What are the primary motivations behind Mergers and Acquisitions (M&A), and how can these impact competition within the market?

Companies pursue M&A primarily for strategic growth, operational efficiency, financial benefits, and technological or intellectual acquisitions. Strategic growth motivations include increasing market share and expanding geographically or diversifying product lines. Operational efficiency can be achieved through economies of scale, scope, and synergies. Financial motivations might revolve around tax advantages and diversification. Lastly, companies might pursue M&A for accessing advanced technologies or acquiring talented personnel.
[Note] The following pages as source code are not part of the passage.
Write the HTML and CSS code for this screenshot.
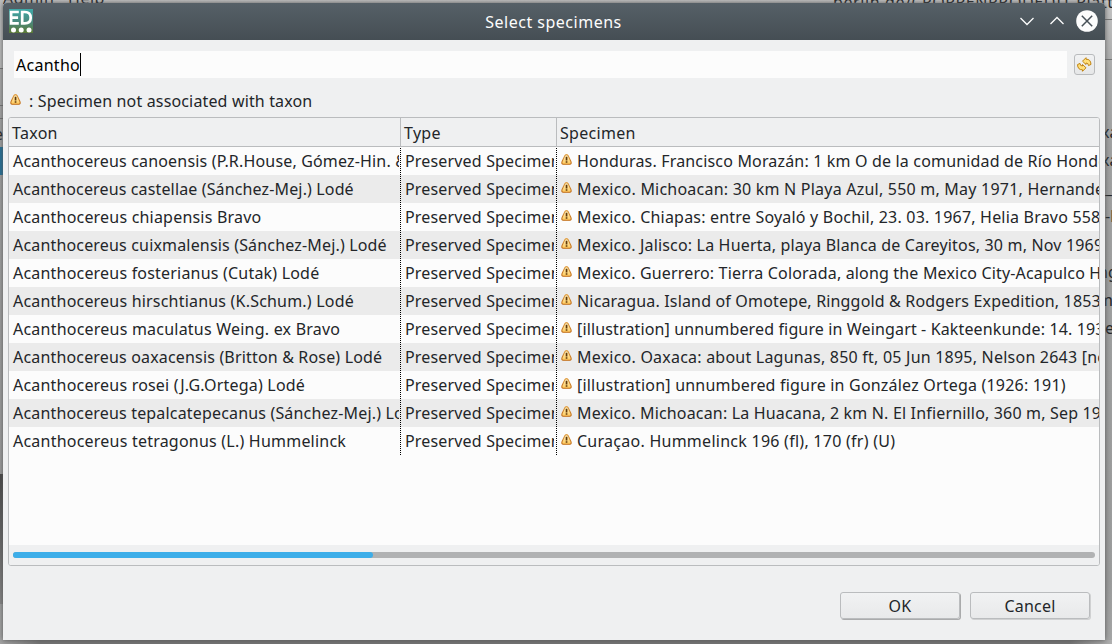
FILE: index.html
```html
<!DOCTYPE html>
<html lang="en">
<head>
<meta charset="utf-8">
<title>Select specimens</title>
<link rel="stylesheet" href="styles.css">
</head>
<body>
<svg class="defs" width="0" height="0">
  <linearGradient id="wf" x2="0" y2="1"><stop stop-color="#fff3c4"/><stop offset="1" stop-color="#ffc95a"/></linearGradient>
  <linearGradient id="ws" x2="0" y2="1"><stop stop-color="#e0a04a"/><stop offset="1" stop-color="#bf6a14"/></linearGradient>
  <symbol id="warn" viewBox="0 0 11 11"><path d="M3.9 1.600Q5.500 -.4 7.100 1.600L9.900 7.400Q10.800 10.200 8.800 10.200H2.200Q.2 10.200 1.100 7.400Z" fill="url(#wf)" stroke="url(#ws)" stroke-width="1.100"/><path d="M4.700 2.800h1.700v3.600H4.700zM4.700 7.200h1.700v1.500H4.700z" fill="#5f380a"/></symbol>
</svg>
<div class="backdrop">
  <span class="behind menu-text">Admin&nbsp;&nbsp; Help</span>
  <span class="behind path-text">berlin.de/( POPPENPRODEDIT Platt</span>
  <i class="behind left-band"></i><i class="behind left-rule r1"></i><i class="behind left-rule r2"></i><i class="behind left-rule r3"></i>
  <span class="behind left-e">e</span><i class="behind left-blue"></i><i class="behind left-dark"></i>
  <i class="behind right-rule q1"></i><i class="behind right-rule q2"></i>
  <div class="behind right-text"><span>xa</span><span>xa</span><span class="in">_(</span><span class="in">-l</span><span></span><span class="out">ng</span><span class="out">m</span><span class="in">e</span></div>
  <i class="behind bottom-fade"></i>
</div>
<main class="window">
  <header class="titlebar">
    <svg class="logo" width="24" height="24" viewBox="0 0 24 24"><defs><linearGradient id="lg" x2="0" y2="1"><stop stop-color="#3fa9a8"/><stop offset=".55" stop-color="#4b887c"/><stop offset="1" stop-color="#5c7a35"/></linearGradient></defs><rect width="24" height="24" fill="url(#lg)"/><path d="M9.800 3H2.100v11.400h7.700M2.100 8.600h7M13.200 3v11.400h2.500q6 0 6-5.700t-6-5.700z" fill="none" stroke="#fff" stroke-width="2.700"/><g fill="#fff"><circle cx="4.500" cy="21" r="2.500"/><circle cx="12.200" cy="21" r="2.500"/><circle cx="20" cy="21" r="2.500"/></g></svg>
    <h1>Select specimens</h1>
    <svg class="controls" width="84" height="24" viewBox="0 0 84 24" fill="none" stroke="#fcfcfc" stroke-width="1.300"><path d="M6.500 9l6.500 6.500 6.500-6.500M36.500 15l6.500-6.500 6.500 6.500"/><circle cx="73" cy="12" r="10.800" fill="#fcfcfc" stroke="none"/><path d="M67.800 6.800l10.400 10.400M78.200 6.800L67.800 17.200" stroke="#475057" stroke-width="1.500"/></svg>
  </header>
  <div class="search">
    <div class="field"><span>Acantho</span><i class="caret"></i></div>
    <button class="refresh" aria-label="Refresh"><svg width="15" height="15" viewBox="0 0 15 15" fill="#ffe07a" stroke="#c08312" stroke-width="1" stroke-linejoin="round"><path id="arrow" d="M5.500 4.200L9 .7V2.200Q13.700 2 14 7.400L11.500 8.600Q11.500 6 9 6V7.500Z"/><path d="M9 10.800L5.500 14.300V12.800Q.8 13 .5 7.600L3 6.400Q3 9 5.500 9V7.500Z"/></svg></button>
  </div>
  <div class="legend"><svg width="11" height="11"><use href="#warn"/></svg><span>: Specimen not associated with taxon</span></div>
  <section class="table">
    <div class="row head"><div>Taxon</div><div>Type</div><div>Specimen</div></div>
    <div class="row"><div>Acanthocereus canoensis (P.R.House, Gómez-Hin. &amp; H</div><div>Preserved Specimen</div><div><svg><use href="#warn"/></svg>Honduras. Francisco Morazán: 1 km O de la comunidad de Río Hondo</div></div>
    <div class="row"><div class="t14">Acanthocereus castellae (Sánchez-Mej.) Lodé</div><div>Preserved Specimen</div><div class="t23"><svg><use href="#warn"/></svg>Mexico. Michoacan: 30 km N Playa Azul, 550 m, May 1971, Hernandez</div></div>
    <div class="row"><div class="t20">Acanthocereus chiapensis Bravo</div><div>Preserved Specimen</div><div class="t20"><svg><use href="#warn"/></svg>Mexico. Chiapas: entre Soyaló y Bochil, 23. 03. 1967, Helia Bravo 5588</div></div>
    <div class="row"><div>Acanthocereus cuixmalensis (Sánchez-Mej.) Lodé</div><div>Preserved Specimen</div><div><svg><use href="#warn"/></svg>Mexico. Jalisco: La Huerta, playa Blanca de Careyitos, 30 m, Nov 1969,</div></div>
    <div class="row"><div class="t20">Acanthocereus fosterianus (Cutak) Lodé</div><div>Preserved Specimen</div><div><svg><use href="#warn"/></svg>Mexico. Guerrero: Tierra Colorada, along the Mexico City-Acapulco Hi</div></div>
    <div class="row"><div class="t20">Acanthocereus hirschtianus (K.Schum.) Lodé</div><div>Preserved Specimen</div><div><svg><use href="#warn"/></svg>Nicaragua. Island of Omotepe, Ringgold &amp; Rodgers Expedition, 1853-</div></div>
    <div class="row"><div class="t23">Acanthocereus maculatus Weing. ex Bravo</div><div>Preserved Specimen</div><div class="t14"><svg><use href="#warn"/></svg>[illustration] unnumbered figure in Weingart - Kakteenkunde: 14. 1933</div></div>
    <div class="row"><div>Acanthocereus oaxacensis (Britton &amp; Rose) Lodé</div><div>Preserved Specimen</div><div class="t23"><svg><use href="#warn"/></svg>Mexico. Oaxaca: about Lagunas, 850 ft, 05 Jun 1895, Nelson 2643 [no</div></div>
    <div class="row"><div class="t20">Acanthocereus rosei (J.G.Ortega) Lodé</div><div>Preserved Specimen</div><div class="t20"><svg><use href="#warn"/></svg>[illustration] unnumbered figure in González Ortega (1926: 191)</div></div>
    <div class="row"><div>Acanthocereus tepalcatepecanus (Sánchez-Mej.) Lodé</div><div>Preserved Specimen</div><div><svg><use href="#warn"/></svg>Mexico. Michoacan: La Huacana, 2 km N. El Infiernillo, 360 m, Sep 19</div></div>
    <div class="row"><div class="t23">Acanthocereus tetragonus (L.) Hummelinck</div><div>Preserved Specimen</div><div class="t26"><svg><use href="#warn"/></svg>Curaçao. Hummelinck 196 (fl), 170 (fr) (U)</div></div>
    <div class="scroll"><div class="track"><div class="thumb"></div></div></div>
  </section>
  <footer><button class="btn ok">OK</button><button class="btn">Cancel</button></footer>
</main>
</body>
</html>
```
FILE: styles.css
```css
* { box-sizing: border-box; }
body { margin: 0; width: 1112px; height: 644px; padding: 3px 0 0 3px; overflow: hidden; position: relative; background: #a0a1a1; color: #232629; font: 16px/28px "Noto Sans", sans-serif; }
.defs { position: absolute; }
.backdrop { position: absolute; inset: 0; overflow: hidden; background: linear-gradient(#c4c4c4, #aaabab 70px, #a0a1a1 150px, #9b9c9c 580px, #a5a6a6); }
.behind { position: absolute; display: block; white-space: nowrap; }
.menu-text { left: 3px; top: -14px; line-height: 24px; letter-spacing: .45px; }
.path-text { left: 833px; top: -10px; line-height: 24px; letter-spacing: .6px; }
.left-band { left: 0; top: 0; width: 3px; height: 68px; background: #bcbdbd; }
.left-rule { left: 0; width: 3px; height: 1px; background: #727373; }
.r1 { top: 68px; } .r2 { top: 105px; } .r3 { top: 118px; }
.left-e { left: -6px; top: 120px; }
.left-blue { left: 0; top: 147px; width: 3px; height: 28px; background: #216f98; }
.left-dark { left: 0; top: 474px; width: 3px; height: 130px; background: linear-gradient(#454545, #858585); }
.right-rule { left: 1105px; width: 7px; height: 1px; background: #747575; }
.q1 { top: 19px; } .q2 { top: 59px; }
.right-text { left: 1101px; top: 118px; }
.right-text span { display: block; height: 28px; }
.right-text .in { padding-left: 4px; }
.right-text .out { margin-left: -3px; }
.bottom-fade { left: 0; top: 640px; width: 1112px; height: 4px; background: linear-gradient(90deg, #a2a2a2, #747474 40px, #747474 1070px, #b0b0b0); }
.window { position: relative; width: 1102px; height: 637px; display: flex; flex-direction: column; background: #eff0f1; border-radius: 4px 4px 0 0; overflow: hidden; box-shadow: 0 0 5px #555; }
.titlebar { height: 37px; flex: none; display: grid; grid-template-columns: 84px 1fr 84px; align-items: center; padding: 0 7px 0 6px; background: linear-gradient(#566067, #454e54); }
.logo { margin-top: -1px; }
h1 { margin: 0; color: #fcfcfc; font-size: 16px; font-weight: 400; text-align: center; letter-spacing: .5px; }
.controls { margin-top: -1px; }
.search { display: flex; align-items: center; gap: 7px; height: 27px; margin: 11px 10px 0 11px; flex: none; }
.field { width: 1053px; height: 27px; display: flex; align-items: center; padding-left: 2px; background: #fcfcfc; color: #000; letter-spacing: .27px; }
.caret { width: 1px; height: 23px; background: #000; }
.refresh { width: 21px; height: 21px; padding: 2px; display: flex; border: 1px solid #b9bbbd; border-radius: 3px; background: linear-gradient(#f1f2f3, #e6e7e8); }
.legend { height: 28px; margin: 9px 0 2px 7px; display: flex; align-items: center; gap: 8px; flex: none; letter-spacing: .15px; }
.legend svg { margin-top: -3px; }
.table { height: 449px; width: 1092px; margin-left: 5px; flex: none; display: flex; flex-direction: column; border: 1px solid #babcbe; border-radius: 3px; background: #fcfcfc; overflow: hidden; }
.row { display: grid; grid-template-columns: 392px 156px 542px; height: 28px; flex: none; letter-spacing: .17px; }
.row > div { padding-left: 4px; overflow: hidden; white-space: nowrap; }
.row .t14 { letter-spacing: .14px; }
.row .t20 { letter-spacing: .2px; }
.row .t23 { letter-spacing: .22px; }
.row .t26 { letter-spacing: .26px; }
/* the transparent border trims long text just short of the dotted divider */
.row:not(.head) > div:nth-child(-n+2) { border-right: 2px solid transparent; background: linear-gradient(#000 50%, transparent 50%) right / 1px 2px repeat-y border-box; }
.row:not(.head) > div:nth-child(2) { border-right-width: 3px; }
.row:nth-child(odd):not(.head) { background: #ebebeb; }
.row svg { width: 11px; height: 11px; margin: 0 5px 0 0; vertical-align: 2px; }
.head { height: 29px; background: #eff0f1; border-bottom: 1px solid #babcbe; letter-spacing: .3px; }
.head > div { padding-left: 3px; line-height: 30px; }
.head > div:nth-child(-n+2) { border-right: 1px solid #babcbe; }
.scroll { height: 20px; flex: none; margin-top: auto; padding: 7px 4px 0 4px; background: #eff0f1; }
.track { height: 6px; border-radius: 3px; background: #b1b2b3; }
.thumb { width: 360px; height: 6px; border-radius: 3px; background: #3daee9; }
footer { display: flex; justify-content: flex-end; gap: 10px; padding: 26px 15px 0; }
.btn { width: 120px; height: 27px; padding: 0; border: 1px solid #babcbe; border-radius: 3px; background: linear-gradient(#f1f2f3, #e8e9ea); color: inherit; font: inherit; line-height: 26px; letter-spacing: .2px; box-shadow: 1px 1px 0 #d0d1d2; }
.ok { box-shadow: 1px 1px 0 #aaabac; }
```
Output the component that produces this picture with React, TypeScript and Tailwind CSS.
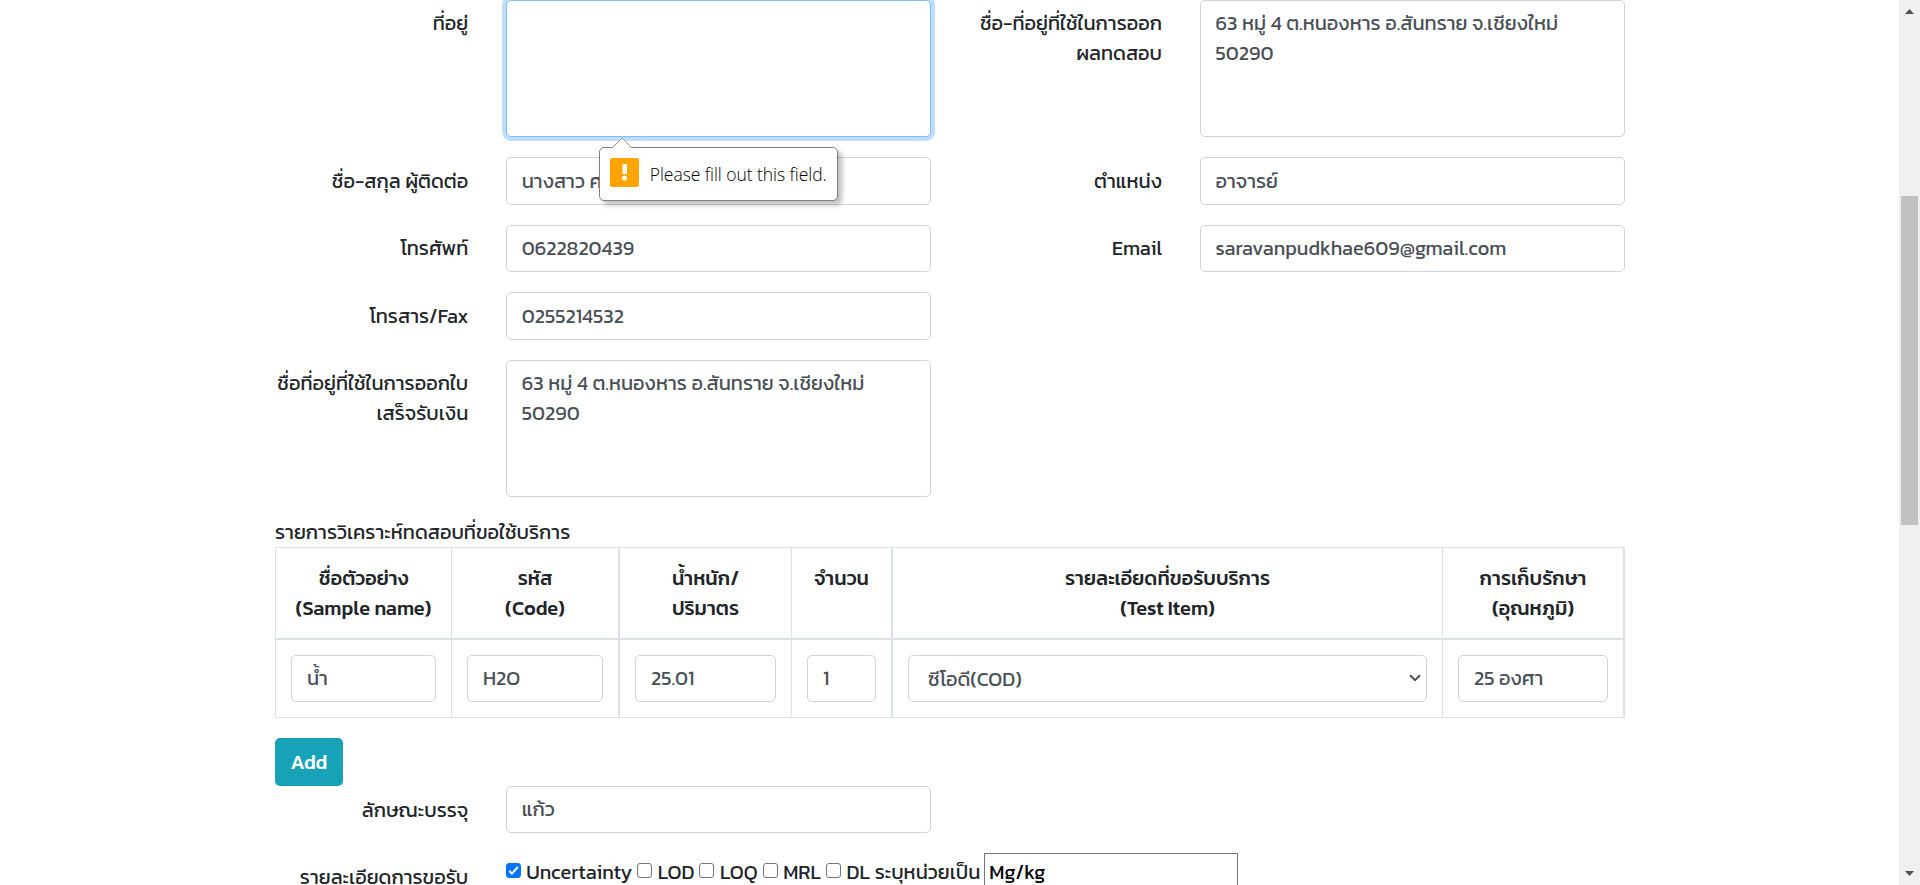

However, while these can boost a company's strength and efficiency, they can also lead to reduced competition, creating monopolistic power, barriers to entry, price distortions, and loss of product diversity, affecting consumer choices and welfare.

How do Mergers and Acquisitions potentially lead to reduced competition, and what measures do governments implement to prevent this?

Mergers and Acquisitions can potentially reduce competition by leading to monopolistic or oligopolistic market structures, especially when major market players combine forces. They can create significant barriers for new entrants, potentially stifling innovation and competitive dynamics. Moreover, the dominant position might allow the merged entity to dictate prices, leading to possible higher costs for consumers. Recognising these risks, governments implement stringent antitrust laws to prevent companies from gaining excessive market power. M&A deals often undergo rigorous scrutiny to ensure they don't adversely affect the competitive landscape. Governments aim to protect consumer welfare, ensuring they aren't negatively impacted in terms of prices or quality of goods and services.